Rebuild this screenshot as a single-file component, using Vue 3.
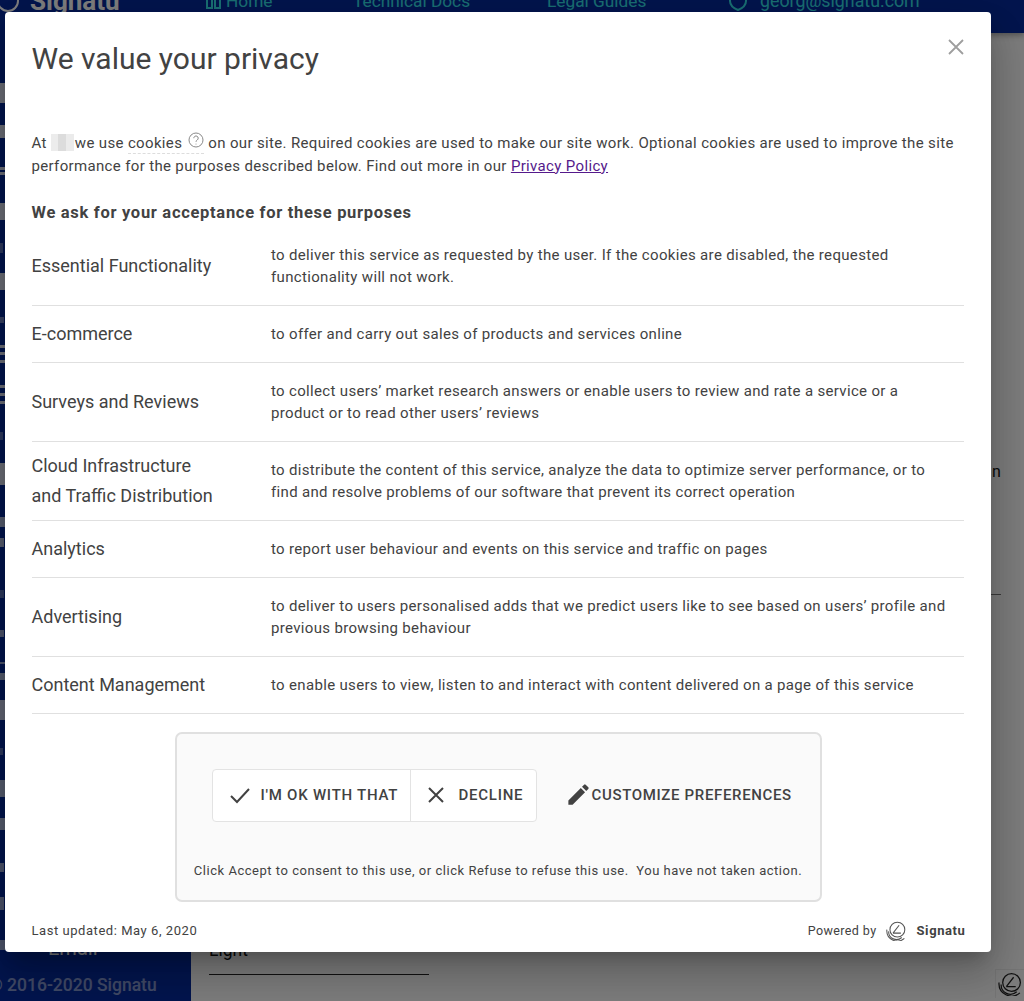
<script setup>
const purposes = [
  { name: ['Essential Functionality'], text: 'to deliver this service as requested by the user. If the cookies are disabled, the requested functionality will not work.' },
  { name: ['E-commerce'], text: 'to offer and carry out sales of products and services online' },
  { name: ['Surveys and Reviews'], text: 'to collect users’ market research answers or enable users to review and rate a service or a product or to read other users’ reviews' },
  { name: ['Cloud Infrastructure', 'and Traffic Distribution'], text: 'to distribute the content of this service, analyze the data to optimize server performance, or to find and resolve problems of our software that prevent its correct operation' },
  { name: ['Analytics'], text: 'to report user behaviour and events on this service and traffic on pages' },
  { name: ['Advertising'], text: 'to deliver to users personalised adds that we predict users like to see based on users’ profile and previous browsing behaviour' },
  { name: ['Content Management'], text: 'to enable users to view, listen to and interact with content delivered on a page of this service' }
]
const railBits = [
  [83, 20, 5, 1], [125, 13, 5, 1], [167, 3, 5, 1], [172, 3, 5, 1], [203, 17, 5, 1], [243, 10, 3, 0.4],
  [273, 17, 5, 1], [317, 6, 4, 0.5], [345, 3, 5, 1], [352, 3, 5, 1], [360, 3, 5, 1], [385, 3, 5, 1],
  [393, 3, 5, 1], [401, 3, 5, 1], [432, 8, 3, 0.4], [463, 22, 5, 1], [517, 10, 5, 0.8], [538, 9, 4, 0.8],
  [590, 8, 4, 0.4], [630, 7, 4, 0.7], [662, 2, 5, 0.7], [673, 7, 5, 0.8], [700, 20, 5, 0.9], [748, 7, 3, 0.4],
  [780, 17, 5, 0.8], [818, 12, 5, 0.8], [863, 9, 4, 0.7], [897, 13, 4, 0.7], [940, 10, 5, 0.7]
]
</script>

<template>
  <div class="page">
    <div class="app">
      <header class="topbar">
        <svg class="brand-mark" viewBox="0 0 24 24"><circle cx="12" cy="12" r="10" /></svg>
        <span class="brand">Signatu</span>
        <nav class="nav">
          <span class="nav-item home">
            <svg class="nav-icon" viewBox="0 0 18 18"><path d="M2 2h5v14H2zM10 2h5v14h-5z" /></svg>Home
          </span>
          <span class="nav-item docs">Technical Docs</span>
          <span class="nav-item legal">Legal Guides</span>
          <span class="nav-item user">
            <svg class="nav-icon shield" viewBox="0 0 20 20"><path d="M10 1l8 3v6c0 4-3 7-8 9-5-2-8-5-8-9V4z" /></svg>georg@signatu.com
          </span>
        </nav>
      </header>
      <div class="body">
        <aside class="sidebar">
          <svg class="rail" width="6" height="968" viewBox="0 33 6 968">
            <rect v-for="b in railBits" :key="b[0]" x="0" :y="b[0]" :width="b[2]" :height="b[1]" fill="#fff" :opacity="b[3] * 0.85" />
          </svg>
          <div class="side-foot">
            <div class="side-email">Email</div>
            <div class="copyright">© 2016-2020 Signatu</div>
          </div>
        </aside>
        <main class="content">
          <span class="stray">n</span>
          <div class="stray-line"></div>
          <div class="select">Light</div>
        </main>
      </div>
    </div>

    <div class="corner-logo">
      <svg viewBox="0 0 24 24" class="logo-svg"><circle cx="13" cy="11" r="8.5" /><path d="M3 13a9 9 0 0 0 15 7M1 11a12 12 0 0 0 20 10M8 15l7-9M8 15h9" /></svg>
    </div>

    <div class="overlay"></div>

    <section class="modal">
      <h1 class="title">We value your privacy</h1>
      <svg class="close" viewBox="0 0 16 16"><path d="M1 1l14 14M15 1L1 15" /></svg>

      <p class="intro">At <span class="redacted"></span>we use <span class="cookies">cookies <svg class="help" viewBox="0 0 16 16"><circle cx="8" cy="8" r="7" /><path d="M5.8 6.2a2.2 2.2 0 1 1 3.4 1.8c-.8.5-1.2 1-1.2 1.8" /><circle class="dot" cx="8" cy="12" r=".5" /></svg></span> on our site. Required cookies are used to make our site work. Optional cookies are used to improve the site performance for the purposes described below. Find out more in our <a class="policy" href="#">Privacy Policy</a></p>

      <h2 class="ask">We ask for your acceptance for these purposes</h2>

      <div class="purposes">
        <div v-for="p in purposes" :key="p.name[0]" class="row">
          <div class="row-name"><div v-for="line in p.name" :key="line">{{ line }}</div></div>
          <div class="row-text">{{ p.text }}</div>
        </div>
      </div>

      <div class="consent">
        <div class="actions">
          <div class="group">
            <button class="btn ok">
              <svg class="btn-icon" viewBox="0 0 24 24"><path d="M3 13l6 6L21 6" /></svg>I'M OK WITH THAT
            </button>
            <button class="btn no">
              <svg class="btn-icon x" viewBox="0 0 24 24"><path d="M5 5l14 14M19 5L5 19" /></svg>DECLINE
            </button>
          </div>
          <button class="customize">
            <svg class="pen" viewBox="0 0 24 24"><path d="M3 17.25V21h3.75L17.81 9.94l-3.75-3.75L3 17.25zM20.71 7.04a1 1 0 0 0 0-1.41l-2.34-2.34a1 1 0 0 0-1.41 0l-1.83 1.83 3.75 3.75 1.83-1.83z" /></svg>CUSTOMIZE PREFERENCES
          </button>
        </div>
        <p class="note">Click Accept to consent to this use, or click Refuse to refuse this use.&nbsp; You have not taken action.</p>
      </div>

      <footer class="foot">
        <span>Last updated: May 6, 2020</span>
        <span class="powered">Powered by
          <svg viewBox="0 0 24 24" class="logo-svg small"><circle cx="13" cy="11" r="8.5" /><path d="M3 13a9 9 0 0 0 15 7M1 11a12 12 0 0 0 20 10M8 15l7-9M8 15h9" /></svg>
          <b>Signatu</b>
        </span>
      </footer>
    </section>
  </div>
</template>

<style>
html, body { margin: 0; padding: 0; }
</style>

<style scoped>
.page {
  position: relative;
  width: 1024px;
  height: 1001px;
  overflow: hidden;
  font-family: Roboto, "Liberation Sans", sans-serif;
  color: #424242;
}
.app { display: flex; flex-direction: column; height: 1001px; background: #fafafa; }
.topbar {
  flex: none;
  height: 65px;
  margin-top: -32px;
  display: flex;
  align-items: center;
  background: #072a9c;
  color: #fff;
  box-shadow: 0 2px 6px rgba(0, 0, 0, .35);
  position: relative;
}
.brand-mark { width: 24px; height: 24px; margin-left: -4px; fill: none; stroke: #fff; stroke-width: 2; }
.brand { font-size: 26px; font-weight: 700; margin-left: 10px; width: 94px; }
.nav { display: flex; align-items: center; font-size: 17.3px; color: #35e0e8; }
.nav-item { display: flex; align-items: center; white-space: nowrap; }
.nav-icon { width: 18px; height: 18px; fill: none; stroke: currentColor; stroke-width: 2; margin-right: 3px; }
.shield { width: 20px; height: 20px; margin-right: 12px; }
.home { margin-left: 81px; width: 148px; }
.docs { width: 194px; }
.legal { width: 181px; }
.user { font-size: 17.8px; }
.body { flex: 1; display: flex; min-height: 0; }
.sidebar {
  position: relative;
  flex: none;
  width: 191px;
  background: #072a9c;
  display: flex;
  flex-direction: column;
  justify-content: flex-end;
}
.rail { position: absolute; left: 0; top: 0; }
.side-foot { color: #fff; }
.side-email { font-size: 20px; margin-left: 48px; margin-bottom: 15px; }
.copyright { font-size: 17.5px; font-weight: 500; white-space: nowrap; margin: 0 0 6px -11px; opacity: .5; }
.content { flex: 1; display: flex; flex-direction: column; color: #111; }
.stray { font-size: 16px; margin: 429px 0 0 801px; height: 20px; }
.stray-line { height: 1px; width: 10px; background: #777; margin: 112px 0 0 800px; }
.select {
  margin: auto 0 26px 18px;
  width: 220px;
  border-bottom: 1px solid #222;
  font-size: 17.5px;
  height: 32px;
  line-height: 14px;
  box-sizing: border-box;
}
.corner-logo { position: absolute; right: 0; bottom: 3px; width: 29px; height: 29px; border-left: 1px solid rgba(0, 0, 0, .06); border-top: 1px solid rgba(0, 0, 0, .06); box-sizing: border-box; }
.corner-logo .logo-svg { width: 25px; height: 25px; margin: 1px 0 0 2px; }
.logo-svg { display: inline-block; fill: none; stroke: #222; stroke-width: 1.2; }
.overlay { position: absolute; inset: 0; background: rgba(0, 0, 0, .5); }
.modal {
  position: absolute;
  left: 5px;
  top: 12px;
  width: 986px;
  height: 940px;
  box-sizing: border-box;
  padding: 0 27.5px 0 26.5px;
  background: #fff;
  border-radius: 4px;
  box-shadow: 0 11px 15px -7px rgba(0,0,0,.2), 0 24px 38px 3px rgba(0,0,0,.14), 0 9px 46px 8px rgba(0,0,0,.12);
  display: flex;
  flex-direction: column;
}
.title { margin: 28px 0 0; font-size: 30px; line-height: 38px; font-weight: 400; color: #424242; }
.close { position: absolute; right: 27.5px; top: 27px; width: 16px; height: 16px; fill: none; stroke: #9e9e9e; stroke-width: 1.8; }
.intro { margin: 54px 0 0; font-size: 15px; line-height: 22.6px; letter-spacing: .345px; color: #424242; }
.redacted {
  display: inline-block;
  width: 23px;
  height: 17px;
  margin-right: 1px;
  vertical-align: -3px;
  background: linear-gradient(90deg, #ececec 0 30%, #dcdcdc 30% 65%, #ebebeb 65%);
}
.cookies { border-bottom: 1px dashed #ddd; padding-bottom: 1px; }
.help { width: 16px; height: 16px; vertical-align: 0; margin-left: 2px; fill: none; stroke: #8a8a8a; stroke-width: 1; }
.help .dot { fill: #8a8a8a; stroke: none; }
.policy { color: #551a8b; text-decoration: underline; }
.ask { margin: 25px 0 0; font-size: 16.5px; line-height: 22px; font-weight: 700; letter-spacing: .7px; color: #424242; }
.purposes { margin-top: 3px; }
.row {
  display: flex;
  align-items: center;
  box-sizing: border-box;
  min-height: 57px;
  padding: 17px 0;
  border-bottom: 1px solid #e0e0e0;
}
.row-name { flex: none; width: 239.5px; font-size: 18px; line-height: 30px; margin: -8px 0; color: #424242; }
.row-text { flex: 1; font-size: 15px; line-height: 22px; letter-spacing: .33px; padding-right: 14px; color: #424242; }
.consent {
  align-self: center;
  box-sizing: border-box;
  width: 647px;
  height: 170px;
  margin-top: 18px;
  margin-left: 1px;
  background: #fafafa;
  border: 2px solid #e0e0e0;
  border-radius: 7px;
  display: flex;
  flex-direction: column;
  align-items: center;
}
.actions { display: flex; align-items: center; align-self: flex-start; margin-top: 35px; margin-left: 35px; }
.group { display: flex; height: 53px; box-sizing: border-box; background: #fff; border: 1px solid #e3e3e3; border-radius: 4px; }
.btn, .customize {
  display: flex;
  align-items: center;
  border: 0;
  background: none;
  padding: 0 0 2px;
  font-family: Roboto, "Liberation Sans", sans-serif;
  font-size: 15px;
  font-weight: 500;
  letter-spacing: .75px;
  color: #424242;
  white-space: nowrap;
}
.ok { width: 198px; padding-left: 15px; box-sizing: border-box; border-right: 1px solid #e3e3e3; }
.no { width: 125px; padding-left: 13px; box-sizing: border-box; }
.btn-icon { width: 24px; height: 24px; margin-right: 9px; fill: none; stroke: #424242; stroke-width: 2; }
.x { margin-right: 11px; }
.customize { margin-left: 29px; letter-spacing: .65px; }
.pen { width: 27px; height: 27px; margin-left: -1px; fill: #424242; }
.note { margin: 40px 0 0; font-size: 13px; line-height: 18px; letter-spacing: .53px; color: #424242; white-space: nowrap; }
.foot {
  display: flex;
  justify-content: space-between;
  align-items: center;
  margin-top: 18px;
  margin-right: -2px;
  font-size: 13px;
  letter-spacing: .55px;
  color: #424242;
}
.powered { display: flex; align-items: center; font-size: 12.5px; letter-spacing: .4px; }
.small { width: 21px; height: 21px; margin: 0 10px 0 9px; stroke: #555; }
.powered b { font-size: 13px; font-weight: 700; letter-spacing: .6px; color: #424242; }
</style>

● ● ● ● ● ● ●

### Task statement
Look over the listing above. Pick out and copy every line that includes "this".

### Problem solution
Rebuild this screenshot as a single-file component, using Vue 3.
  { name: ['Essential Functionality'], text: 'to deliver this service as requested by the user. If the cookies are disabled, the requested functionality will not work.' },
  { name: ['Cloud Infrastructure', 'and Traffic Distribution'], text: 'to distribute the content of this service, analyze the data to optimize server performance, or to find and resolve problems of our software that prevent its correct operation' },
  { name: ['Analytics'], text: 'to report user behaviour and events on this service and traffic on pages' },
  { name: ['Content Management'], text: 'to enable users to view, listen to and interact with content delivered on a page of this service' }
        <p class="note">Click Accept to consent to this use, or click Refuse to refuse this use.&nbsp; You have not taken action.</p>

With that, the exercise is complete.